Struggling A Lot

I have been struggling very much today. Feelings of condemnation and accusations, voices from what people have spoken that still haunt me. What if, what if, what if? What if they are right? I'm feeling like God is far away, not loving me, even though I can feel Him being right there with me.

I know I shouldn't listen, I know it's of the flesh and from the enemy. But my heart is so fragile, and I am so sensitive.

But as long as what they say isn't according to Scripture, it's always, always wrong.

So God keeps telling me not to listen. It's not coming from Him, and it never has, but from their own minds, or from the enemy, and their words are sin for them. So I should only forgive and then let go. Wear my Armor! He has given me everything I need already to stand strong, and be steadfast in faith. So why am I giving in? Why do the lies still get stuck in my mind?

One negative word, and I fall apart. God would never tell anyone to speak those words. Don't listen! Because God is for me, and not against me.

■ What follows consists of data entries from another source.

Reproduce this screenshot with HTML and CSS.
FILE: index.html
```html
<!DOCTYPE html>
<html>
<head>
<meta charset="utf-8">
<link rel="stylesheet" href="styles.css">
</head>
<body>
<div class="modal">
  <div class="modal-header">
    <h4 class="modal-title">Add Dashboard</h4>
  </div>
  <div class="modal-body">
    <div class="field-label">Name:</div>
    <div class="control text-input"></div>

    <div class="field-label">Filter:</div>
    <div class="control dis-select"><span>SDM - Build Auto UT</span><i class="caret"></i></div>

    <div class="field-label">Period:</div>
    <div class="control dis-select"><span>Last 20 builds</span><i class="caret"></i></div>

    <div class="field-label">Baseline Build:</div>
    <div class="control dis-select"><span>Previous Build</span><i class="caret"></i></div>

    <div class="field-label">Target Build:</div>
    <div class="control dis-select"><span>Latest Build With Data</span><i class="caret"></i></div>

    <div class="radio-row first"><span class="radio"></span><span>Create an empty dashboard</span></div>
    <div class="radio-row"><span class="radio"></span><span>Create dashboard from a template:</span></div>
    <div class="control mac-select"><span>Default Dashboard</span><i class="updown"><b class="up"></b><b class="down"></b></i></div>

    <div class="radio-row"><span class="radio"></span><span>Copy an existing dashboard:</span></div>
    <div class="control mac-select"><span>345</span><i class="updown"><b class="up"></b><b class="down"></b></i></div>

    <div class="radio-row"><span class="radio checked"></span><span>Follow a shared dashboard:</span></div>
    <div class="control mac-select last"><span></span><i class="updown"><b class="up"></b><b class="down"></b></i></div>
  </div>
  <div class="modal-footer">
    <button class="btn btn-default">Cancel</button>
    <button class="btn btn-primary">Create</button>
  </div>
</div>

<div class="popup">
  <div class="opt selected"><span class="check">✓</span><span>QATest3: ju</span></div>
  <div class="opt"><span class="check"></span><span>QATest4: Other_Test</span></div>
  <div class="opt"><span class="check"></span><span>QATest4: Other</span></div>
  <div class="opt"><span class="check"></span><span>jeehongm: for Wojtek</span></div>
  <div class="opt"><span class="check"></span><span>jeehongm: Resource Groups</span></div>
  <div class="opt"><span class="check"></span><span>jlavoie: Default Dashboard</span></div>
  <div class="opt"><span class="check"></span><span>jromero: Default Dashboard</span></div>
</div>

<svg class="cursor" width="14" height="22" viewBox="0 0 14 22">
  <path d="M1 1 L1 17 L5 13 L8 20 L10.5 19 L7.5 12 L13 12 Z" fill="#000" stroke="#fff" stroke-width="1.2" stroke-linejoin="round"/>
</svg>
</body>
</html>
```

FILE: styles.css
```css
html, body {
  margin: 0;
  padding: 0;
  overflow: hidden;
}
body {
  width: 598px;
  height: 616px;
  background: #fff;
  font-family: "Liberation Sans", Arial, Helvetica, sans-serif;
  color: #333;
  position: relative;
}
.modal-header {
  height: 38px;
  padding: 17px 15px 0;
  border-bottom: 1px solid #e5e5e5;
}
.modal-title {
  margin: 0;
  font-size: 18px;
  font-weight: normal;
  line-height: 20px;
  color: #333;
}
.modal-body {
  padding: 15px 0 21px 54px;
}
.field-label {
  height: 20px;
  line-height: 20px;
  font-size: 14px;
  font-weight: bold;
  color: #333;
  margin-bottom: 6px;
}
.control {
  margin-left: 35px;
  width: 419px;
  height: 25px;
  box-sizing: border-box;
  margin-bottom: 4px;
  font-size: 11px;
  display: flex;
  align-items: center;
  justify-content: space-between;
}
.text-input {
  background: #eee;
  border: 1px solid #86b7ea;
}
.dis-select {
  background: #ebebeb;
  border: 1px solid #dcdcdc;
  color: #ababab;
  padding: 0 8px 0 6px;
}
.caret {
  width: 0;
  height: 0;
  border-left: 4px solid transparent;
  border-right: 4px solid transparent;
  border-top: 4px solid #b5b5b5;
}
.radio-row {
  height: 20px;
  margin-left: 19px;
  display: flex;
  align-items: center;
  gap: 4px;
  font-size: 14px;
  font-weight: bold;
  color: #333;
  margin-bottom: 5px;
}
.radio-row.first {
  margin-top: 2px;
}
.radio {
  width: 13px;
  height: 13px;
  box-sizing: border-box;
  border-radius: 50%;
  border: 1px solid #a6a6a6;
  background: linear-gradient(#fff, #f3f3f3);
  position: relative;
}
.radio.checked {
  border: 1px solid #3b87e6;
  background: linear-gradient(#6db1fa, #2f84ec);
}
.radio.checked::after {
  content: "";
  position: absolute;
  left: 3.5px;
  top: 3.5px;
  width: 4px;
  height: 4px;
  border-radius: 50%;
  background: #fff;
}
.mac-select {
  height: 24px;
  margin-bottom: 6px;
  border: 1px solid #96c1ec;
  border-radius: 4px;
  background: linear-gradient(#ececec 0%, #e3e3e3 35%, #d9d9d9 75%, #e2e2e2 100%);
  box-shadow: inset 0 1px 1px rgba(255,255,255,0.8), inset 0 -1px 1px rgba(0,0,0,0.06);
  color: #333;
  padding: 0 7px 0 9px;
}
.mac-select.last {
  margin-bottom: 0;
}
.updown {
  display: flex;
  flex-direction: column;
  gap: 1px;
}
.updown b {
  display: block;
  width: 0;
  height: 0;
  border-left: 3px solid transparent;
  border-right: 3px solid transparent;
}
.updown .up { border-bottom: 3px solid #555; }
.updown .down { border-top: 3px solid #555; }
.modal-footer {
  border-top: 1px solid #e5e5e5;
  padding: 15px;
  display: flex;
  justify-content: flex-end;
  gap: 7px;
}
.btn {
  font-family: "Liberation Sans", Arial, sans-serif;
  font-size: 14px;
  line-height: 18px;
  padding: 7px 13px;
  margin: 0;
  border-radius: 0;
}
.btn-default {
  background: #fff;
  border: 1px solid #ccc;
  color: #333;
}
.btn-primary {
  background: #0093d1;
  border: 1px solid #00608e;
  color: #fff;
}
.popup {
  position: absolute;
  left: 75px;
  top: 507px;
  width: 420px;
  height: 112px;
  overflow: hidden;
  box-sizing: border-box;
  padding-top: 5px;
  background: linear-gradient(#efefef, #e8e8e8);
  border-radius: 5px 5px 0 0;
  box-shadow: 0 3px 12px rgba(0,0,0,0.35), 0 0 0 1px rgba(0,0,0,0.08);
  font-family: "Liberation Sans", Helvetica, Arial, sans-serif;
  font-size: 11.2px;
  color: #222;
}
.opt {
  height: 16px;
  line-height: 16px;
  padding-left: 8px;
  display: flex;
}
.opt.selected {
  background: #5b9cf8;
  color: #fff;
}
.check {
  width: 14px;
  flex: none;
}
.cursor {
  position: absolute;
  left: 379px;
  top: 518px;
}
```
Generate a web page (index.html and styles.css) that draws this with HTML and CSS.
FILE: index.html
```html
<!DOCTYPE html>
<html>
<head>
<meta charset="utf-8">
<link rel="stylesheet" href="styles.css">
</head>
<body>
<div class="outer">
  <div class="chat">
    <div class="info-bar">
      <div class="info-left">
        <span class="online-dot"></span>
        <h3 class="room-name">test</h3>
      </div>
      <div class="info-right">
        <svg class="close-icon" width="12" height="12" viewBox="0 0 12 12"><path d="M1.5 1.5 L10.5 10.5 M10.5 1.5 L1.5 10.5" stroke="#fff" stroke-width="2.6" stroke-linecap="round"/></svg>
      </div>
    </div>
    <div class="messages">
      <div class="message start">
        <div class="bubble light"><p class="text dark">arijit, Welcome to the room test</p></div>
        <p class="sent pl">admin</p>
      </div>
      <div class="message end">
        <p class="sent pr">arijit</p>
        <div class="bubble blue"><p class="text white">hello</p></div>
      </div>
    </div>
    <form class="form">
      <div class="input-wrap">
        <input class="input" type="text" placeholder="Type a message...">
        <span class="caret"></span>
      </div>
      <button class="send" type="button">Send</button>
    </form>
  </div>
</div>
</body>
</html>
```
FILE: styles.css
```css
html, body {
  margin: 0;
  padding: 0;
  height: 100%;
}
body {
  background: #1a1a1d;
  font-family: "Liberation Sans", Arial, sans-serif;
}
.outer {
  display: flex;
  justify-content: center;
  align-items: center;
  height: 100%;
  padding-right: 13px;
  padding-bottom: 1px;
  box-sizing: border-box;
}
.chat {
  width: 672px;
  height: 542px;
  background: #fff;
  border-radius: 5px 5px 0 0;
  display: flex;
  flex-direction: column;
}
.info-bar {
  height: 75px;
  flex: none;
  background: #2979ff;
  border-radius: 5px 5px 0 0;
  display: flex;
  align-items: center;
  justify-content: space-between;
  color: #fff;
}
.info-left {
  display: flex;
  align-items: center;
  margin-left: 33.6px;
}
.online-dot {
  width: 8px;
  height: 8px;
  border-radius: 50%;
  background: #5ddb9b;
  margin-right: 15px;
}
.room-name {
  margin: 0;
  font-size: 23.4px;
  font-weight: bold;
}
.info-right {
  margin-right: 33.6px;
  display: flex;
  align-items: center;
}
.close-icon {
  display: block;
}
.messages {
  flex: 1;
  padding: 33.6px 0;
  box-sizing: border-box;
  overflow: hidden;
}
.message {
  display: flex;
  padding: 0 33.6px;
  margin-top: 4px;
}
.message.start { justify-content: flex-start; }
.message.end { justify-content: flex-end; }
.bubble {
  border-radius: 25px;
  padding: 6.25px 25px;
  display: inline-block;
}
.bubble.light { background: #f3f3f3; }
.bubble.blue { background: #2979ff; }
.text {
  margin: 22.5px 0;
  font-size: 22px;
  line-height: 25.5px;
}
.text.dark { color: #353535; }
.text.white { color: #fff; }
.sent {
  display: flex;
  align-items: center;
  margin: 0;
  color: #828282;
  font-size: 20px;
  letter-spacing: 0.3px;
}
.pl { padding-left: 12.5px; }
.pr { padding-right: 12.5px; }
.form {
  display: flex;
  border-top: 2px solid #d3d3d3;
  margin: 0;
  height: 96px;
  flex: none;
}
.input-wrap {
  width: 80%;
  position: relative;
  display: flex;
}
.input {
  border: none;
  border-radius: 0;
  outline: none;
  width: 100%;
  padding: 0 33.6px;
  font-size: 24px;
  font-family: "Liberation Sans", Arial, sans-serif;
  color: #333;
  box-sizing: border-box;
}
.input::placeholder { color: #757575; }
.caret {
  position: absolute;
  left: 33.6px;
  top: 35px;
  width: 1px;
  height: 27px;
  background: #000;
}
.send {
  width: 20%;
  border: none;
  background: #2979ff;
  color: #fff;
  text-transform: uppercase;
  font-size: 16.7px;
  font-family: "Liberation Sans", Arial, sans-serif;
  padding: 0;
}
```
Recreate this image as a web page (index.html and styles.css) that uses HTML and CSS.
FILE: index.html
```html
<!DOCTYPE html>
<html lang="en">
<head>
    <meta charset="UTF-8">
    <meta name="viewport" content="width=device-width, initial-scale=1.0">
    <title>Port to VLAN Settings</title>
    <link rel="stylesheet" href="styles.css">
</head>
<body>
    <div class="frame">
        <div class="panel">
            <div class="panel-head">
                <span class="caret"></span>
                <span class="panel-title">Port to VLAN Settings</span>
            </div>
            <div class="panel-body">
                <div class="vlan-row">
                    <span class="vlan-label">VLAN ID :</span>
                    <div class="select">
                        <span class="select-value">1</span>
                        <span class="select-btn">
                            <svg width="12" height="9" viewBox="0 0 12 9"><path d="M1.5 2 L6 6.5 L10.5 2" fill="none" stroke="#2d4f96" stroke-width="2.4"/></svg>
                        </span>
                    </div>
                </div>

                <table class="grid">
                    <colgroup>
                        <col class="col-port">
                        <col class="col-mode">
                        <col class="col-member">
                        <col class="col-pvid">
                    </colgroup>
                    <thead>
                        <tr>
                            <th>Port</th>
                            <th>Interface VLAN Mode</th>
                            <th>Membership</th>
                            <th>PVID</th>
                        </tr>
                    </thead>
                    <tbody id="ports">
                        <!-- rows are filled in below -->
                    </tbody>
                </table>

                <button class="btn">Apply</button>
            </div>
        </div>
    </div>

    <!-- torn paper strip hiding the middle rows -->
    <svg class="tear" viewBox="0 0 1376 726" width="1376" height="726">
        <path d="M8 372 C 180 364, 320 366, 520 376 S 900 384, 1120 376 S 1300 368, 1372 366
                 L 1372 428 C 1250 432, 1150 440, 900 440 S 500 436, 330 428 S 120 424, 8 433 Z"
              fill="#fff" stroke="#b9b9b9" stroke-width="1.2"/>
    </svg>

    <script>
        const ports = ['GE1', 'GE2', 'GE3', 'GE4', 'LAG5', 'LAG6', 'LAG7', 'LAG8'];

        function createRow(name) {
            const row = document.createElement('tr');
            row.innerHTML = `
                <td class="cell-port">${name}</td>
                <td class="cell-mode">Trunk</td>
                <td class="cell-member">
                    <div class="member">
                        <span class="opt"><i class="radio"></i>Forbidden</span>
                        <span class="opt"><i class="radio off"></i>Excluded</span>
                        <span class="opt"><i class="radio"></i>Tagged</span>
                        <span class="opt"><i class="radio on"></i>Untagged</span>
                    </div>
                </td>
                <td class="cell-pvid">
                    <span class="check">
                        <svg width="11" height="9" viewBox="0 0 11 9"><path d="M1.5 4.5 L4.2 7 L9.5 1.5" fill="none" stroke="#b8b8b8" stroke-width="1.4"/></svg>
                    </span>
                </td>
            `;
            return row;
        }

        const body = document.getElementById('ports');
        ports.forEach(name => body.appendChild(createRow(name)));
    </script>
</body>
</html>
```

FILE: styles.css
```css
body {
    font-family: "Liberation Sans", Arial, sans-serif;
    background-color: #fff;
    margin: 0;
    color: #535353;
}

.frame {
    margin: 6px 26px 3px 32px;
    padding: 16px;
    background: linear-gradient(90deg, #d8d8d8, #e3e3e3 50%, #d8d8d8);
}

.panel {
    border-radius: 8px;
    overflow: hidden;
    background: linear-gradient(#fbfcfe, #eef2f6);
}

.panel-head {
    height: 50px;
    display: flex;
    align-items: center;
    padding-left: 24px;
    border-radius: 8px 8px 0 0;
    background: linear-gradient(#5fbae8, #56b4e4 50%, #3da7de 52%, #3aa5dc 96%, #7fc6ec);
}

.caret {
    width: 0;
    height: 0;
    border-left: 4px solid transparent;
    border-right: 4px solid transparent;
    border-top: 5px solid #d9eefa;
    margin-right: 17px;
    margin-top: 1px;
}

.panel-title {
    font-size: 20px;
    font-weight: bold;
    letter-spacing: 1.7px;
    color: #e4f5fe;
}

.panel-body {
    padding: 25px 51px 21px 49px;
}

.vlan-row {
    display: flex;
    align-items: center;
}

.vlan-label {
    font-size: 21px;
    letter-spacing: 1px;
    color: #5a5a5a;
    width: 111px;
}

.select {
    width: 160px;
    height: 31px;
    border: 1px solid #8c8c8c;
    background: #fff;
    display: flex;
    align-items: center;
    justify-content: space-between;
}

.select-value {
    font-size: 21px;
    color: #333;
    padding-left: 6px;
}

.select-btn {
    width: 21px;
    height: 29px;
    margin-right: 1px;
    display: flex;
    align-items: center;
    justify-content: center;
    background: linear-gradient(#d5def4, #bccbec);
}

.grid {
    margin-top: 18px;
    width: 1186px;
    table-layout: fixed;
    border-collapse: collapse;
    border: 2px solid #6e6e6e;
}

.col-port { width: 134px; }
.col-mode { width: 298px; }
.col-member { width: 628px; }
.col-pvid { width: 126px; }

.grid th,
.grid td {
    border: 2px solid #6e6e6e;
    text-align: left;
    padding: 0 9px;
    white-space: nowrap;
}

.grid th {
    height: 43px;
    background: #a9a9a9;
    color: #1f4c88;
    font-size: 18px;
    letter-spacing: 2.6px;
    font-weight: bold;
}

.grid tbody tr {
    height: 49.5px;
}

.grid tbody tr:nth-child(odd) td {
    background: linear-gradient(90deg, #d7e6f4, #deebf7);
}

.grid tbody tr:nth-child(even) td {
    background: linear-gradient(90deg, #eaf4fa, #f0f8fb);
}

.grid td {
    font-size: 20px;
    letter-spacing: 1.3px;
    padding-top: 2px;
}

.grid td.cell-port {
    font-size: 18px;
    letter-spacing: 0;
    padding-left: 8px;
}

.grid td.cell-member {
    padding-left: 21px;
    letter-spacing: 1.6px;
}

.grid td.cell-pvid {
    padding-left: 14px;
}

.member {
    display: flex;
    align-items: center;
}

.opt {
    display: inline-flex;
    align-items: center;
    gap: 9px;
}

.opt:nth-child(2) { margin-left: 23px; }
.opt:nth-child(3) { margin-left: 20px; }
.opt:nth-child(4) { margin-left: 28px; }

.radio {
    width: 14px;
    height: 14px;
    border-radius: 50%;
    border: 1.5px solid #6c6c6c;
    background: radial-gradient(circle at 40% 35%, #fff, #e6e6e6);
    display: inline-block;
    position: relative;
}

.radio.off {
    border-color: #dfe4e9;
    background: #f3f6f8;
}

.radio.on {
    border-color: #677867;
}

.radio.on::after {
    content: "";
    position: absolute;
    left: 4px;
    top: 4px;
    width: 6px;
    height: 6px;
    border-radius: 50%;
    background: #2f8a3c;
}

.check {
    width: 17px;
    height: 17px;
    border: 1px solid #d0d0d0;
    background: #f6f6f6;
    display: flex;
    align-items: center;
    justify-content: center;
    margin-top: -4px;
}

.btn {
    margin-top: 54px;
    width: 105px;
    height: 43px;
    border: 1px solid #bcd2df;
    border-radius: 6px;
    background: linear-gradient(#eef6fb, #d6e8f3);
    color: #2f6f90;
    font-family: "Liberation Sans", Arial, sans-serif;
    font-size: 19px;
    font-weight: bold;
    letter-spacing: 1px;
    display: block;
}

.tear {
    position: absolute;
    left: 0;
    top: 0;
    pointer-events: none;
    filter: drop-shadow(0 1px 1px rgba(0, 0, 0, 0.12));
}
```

I'm not as eloquent as some people, but neither was Paul, so no worries, I don't have to be. God knows what's in my heart. I'm just trying my hardest to live for Him, every day. No one can judge me for where I am in my walk right now. God knows me, He loves me, and He is fighting for me. And I am His. I belong to Jesus.

I'm gonna need to ask God for a bigger shield. My faith is so strong, but when the fiery darts come, I lower it. I don't know why. But it's hurting me.

My Sword is raised, and I wield it well, and I have the rest of my Armor on, but as long as I get struck by those darts, I'm still gonna get hurt.

There is so much pain in my heart still too. I'm just gonna have to keep giving all of it to God. And I have to keep being obedient even when it feels like I'm getting crushed by everything around me. I don't mind suffering for Christ though, it's worth it for whatever purpose God has for it. And He does have a purpose, He keeps telling me. And I keep seeing the results of it. Compassion and love, wisdom, understanding, closeness to Jesus, deeper faith, courage, and lots of patience and perseverance. God is going to use all of my suffering for His Glory, and I long to see it.

Just sharing what's in my heart.

Father, I love You, and I love Your Son! I am all Yours. My life is Yours to use, so keep leading me, keep teaching me, and keep healing me, keep bringing me closer to You. Convict me and cleanse me of all of my sins, and remove everything in my life that is standing between us. Help me forgive those who have hurt me, and soften my heart so I can love them. Your will be done! In Jesus' name, Amen!